◆ **EXERCISE REQUIREMENTS**: Word for word, print each line of the listing below; pictures stay out.

◆ **SOURCE DATA**:
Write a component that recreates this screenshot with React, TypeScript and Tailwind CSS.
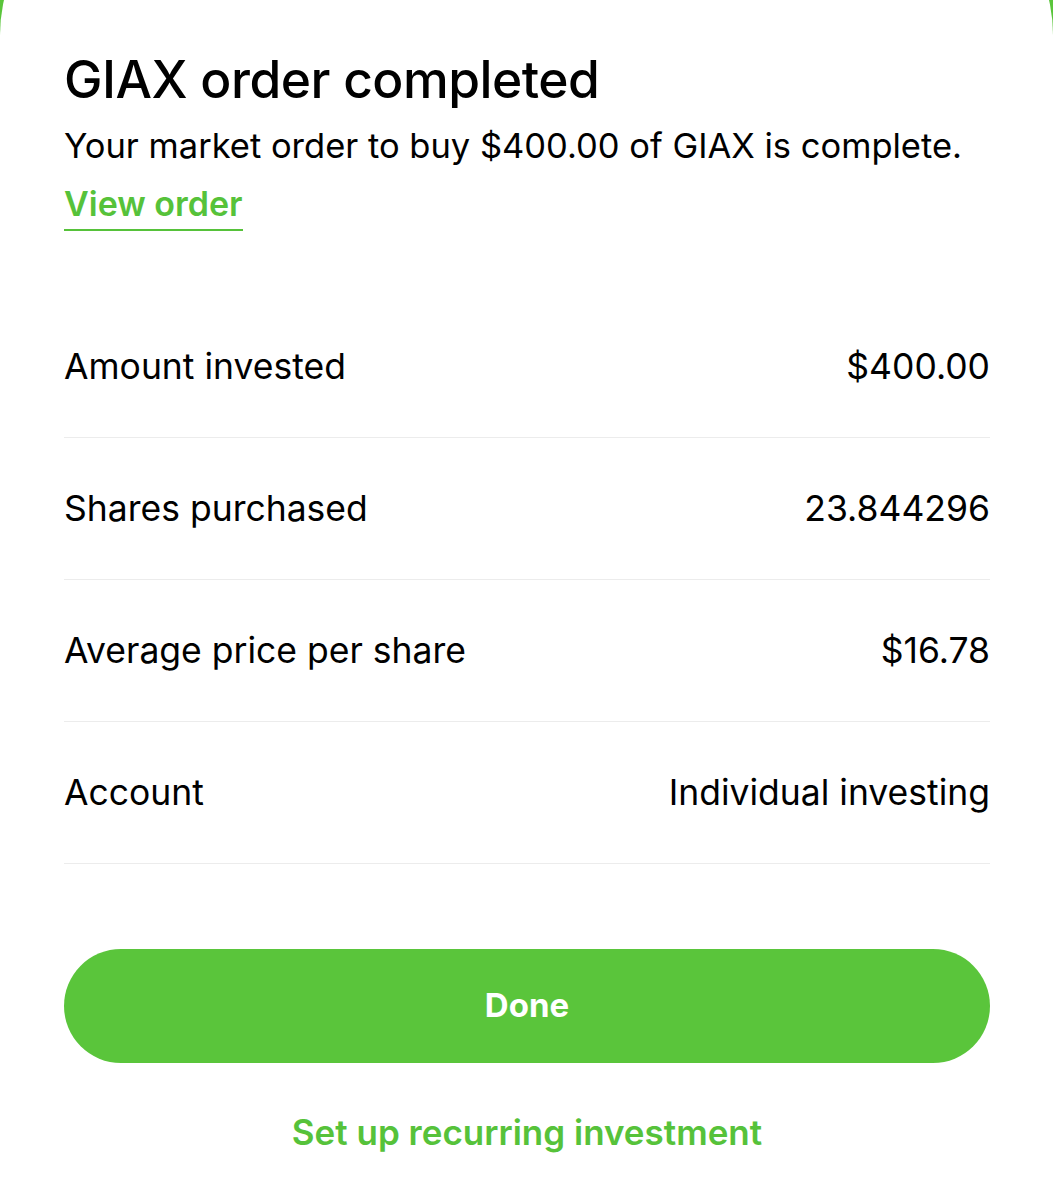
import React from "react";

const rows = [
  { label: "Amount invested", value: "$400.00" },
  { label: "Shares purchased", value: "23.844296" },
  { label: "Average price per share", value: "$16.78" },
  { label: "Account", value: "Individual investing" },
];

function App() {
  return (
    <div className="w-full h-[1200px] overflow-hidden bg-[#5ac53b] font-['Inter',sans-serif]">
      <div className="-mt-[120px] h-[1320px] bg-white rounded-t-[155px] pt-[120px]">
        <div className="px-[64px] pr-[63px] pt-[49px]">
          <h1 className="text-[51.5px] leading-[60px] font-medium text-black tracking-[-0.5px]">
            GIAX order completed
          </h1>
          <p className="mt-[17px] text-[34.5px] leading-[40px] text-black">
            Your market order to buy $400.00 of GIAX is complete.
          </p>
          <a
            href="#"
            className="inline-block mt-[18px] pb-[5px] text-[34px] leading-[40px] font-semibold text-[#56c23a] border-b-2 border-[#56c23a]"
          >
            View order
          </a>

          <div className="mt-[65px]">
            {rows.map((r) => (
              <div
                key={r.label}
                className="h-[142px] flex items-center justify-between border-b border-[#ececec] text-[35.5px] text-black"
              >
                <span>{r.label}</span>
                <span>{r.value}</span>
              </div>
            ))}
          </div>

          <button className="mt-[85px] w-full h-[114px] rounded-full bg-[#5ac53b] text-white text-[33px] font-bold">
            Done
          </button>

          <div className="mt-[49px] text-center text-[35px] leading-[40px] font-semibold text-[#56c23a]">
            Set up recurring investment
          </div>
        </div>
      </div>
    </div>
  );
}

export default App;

◆ **TASK RESPONSE**:
Write a component that recreates this screenshot with React, TypeScript and Tailwind CSS.
import React from "react";

const rows = [
  { label: "Amount invested", value: "$400.00" },
  { label: "Shares purchased", value: "23.844296" },
  { label: "Average price per share", value: "$16.78" },
  { label: "Account", value: "Individual investing" },
];

function App() {
  return (
    <div className="w-full h-[1200px] overflow-hidden bg-[#5ac53b] font-['Inter',sans-serif]">
      <div className="-mt-[120px] h-[1320px] bg-white rounded-t-[155px] pt-[120px]">
        <div className="px-[64px] pr-[63px] pt-[49px]">
          <h1 className="text-[51.5px] leading-[60px] font-medium text-black tracking-[-0.5px]">
            GIAX order completed
          </h1>
          <p className="mt-[17px] text-[34.5px] leading-[40px] text-black">
            Your market order to buy $400.00 of GIAX is complete.
          </p>
          <a
            href="#"
            className="inline-block mt-[18px] pb-[5px] text-[34px] leading-[40px] font-semibold text-[#56c23a] border-b-2 border-[#56c23a]"
          >
            View order
          </a>

          <div className="mt-[65px]">
            {rows.map((r) => (
              <div
                key={r.label}
                className="h-[142px] flex items-center justify-between border-b border-[#ececec] text-[35.5px] text-black"
              >
                <span>{r.label}</span>
                <span>{r.value}</span>
              </div>
            ))}
          </div>

          <button className="mt-[85px] w-full h-[114px] rounded-full bg-[#5ac53b] text-white text-[33px] font-bold">
            Done
          </button>

          <div className="mt-[49px] text-center text-[35px] leading-[40px] font-semibold text-[#56c23a]">
            Set up recurring investment
          </div>
        </div>
      </div>
    </div>
  );
}

export default App;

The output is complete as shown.